Houston must have wondered at the striking difference between this Jackson and the general who had executed Arbuthnot and Ambrister for far less than Santa Anna had done to the Texans. Maybe he reflected that the difference was the difference between a theater commander and the commander in chief. Maybe he concluded that his old leader had simply mellowed after all these years. In any event, Houston himself had decided within moments of his capture that Santa Anna was worth more to Texas alive than dead.

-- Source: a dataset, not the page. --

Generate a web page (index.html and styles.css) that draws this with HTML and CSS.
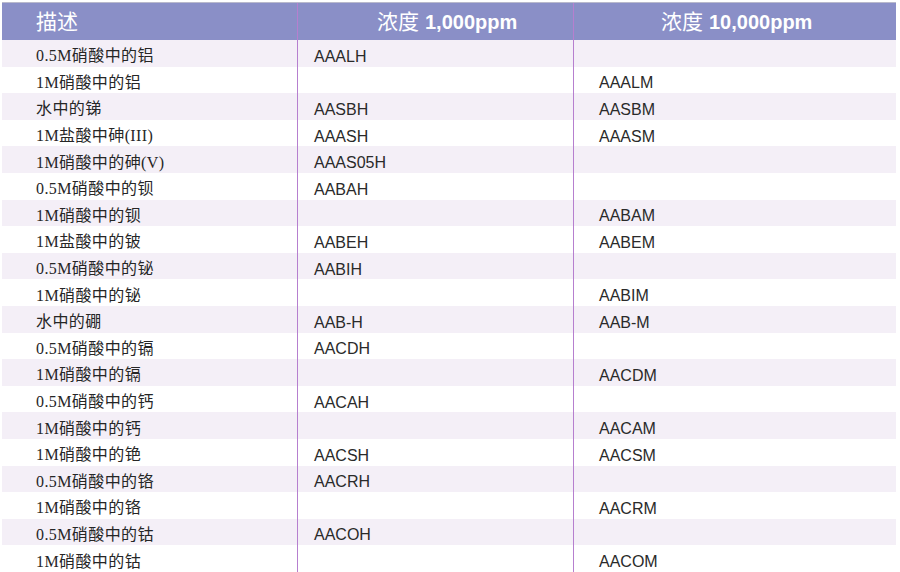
FILE: index.html
```html
<!DOCTYPE html>
<html lang="zh">
<head>
<meta charset="utf-8">
<link rel="stylesheet" href="styles.css">
</head>
<body>
<div class="table">
  <div class="row head">
    <div class="cell c1">描述</div>
    <div class="cell c2"><span>浓度<b>1,000ppm</b></span></div>
    <div class="cell c3"><span>浓度<b>10,000ppm</b></span></div>
  </div>
  <div class="row"><div class="cell c1">0.5M硝酸中的铝</div><div class="cell c2">AAALH</div><div class="cell c3"></div></div>
  <div class="row"><div class="cell c1">1M硝酸中的铝</div><div class="cell c2"></div><div class="cell c3">AAALM</div></div>
  <div class="row"><div class="cell c1">水中的锑</div><div class="cell c2">AASBH</div><div class="cell c3">AASBM</div></div>
  <div class="row"><div class="cell c1">1M盐酸中砷(III)</div><div class="cell c2">AAASH</div><div class="cell c3">AAASM</div></div>
  <div class="row"><div class="cell c1">1M硝酸中的砷(V)</div><div class="cell c2">AAAS05H</div><div class="cell c3"></div></div>
  <div class="row"><div class="cell c1">0.5M硝酸中的钡</div><div class="cell c2">AABAH</div><div class="cell c3"></div></div>
  <div class="row"><div class="cell c1">1M硝酸中的钡</div><div class="cell c2"></div><div class="cell c3">AABAM</div></div>
  <div class="row"><div class="cell c1">1M盐酸中的铍</div><div class="cell c2">AABEH</div><div class="cell c3">AABEM</div></div>
  <div class="row"><div class="cell c1">0.5M硝酸中的铋</div><div class="cell c2">AABIH</div><div class="cell c3"></div></div>
  <div class="row"><div class="cell c1">1M硝酸中的铋</div><div class="cell c2"></div><div class="cell c3">AABIM</div></div>
  <div class="row"><div class="cell c1">水中的硼</div><div class="cell c2">AAB-H</div><div class="cell c3">AAB-M</div></div>
  <div class="row"><div class="cell c1">0.5M硝酸中的镉</div><div class="cell c2">AACDH</div><div class="cell c3"></div></div>
  <div class="row"><div class="cell c1">1M硝酸中的镉</div><div class="cell c2"></div><div class="cell c3">AACDM</div></div>
  <div class="row"><div class="cell c1">0.5M硝酸中的钙</div><div class="cell c2">AACAH</div><div class="cell c3"></div></div>
  <div class="row"><div class="cell c1">1M硝酸中的钙</div><div class="cell c2"></div><div class="cell c3">AACAM</div></div>
  <div class="row"><div class="cell c1">1M硝酸中的铯</div><div class="cell c2">AACSH</div><div class="cell c3">AACSM</div></div>
  <div class="row"><div class="cell c1">0.5M硝酸中的铬</div><div class="cell c2">AACRH</div><div class="cell c3"></div></div>
  <div class="row"><div class="cell c1">1M硝酸中的铬</div><div class="cell c2"></div><div class="cell c3">AACRM</div></div>
  <div class="row"><div class="cell c1">0.5M硝酸中的钴</div><div class="cell c2">AACOH</div><div class="cell c3"></div></div>
  <div class="row"><div class="cell c1">1M硝酸中的钴</div><div class="cell c2"></div><div class="cell c3">AACOM</div></div>
</div>
</body>
</html>
```

FILE: styles.css
```css
html, body {
  margin: 0;
  padding: 0;
  background: #ffffff;
  overflow: hidden;
}
.table {
  margin: 2px 0 0 2px;
  width: 894px;
  border-top: 1px solid #b9b9cc;
}
.row {
  display: grid;
  grid-template-columns: 295px 276px 1fr;
  height: 26.6px;
}
.row:nth-child(even) {
  background: #f4eff7;
}
.row.head {
  height: 37px;
  background: #8a8fc7;
  color: #ffffff;
}
.cell {
  display: flex;
  align-items: center;
  min-width: 0;
  white-space: nowrap;
}
.c2, .c3 {
  border-left: 1px solid #b67fcf;
  font-family: "Liberation Sans", Arial, sans-serif;
  font-size: 16px;
  color: #2a2a2a;
  padding-top: 7px;
}
.c1 {
  padding-left: 34px;
  padding-top: 2px;
  font-family: "Liberation Serif", "Noto Sans CJK SC", serif;
  font-size: 16px;
  letter-spacing: 0.4px;
  color: #262626;
}
.c2 { padding-left: 16px; }
.c3 { padding-left: 25px; }
.head .cell {
  color: #ffffff;
  font-family: "Noto Sans CJK SC", sans-serif;
  font-size: 21px;
  font-weight: 400;
  letter-spacing: 0;
  padding-top: 0;
  padding-bottom: 4px;
}
.head .c1 {
  font-size: 21px;
  font-weight: 400;
}
.head .c2 { padding-left: 79px; }
.head .c3 { padding-left: 87px; }
.head b {
  font-family: "Liberation Sans", Arial, sans-serif;
  font-weight: 700;
  font-size: 20px;
  margin-left: 6px;
}
```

Houston intended to employ Santa Anna in a diplomatic effort to end the Texas war. The Mexican government remained unreconciled to Texas independence, having deposed Santa Anna in absentia and rejected the promises he had given the Texans in exchange for his life. Houston by this time was the elected president of the Texas republic, and his first task was to terminate the war on the basis of Texas independence. He and Stephen Austin, now the Texas secretary of state, drafted a letter to Jackson, ostensibly written by Santa Anna. The letter proposed that Santa Anna and Jackson work out a deal to guarantee the future of Texas. “Let us establish mutual relations, to the end that your nation and the Mexican may strengthen their friendly ties, and both engage amicably in giving existence and stability to a people that wish to figure in the political world, in which they will succeed, within a few years, with the protection of the two nations.”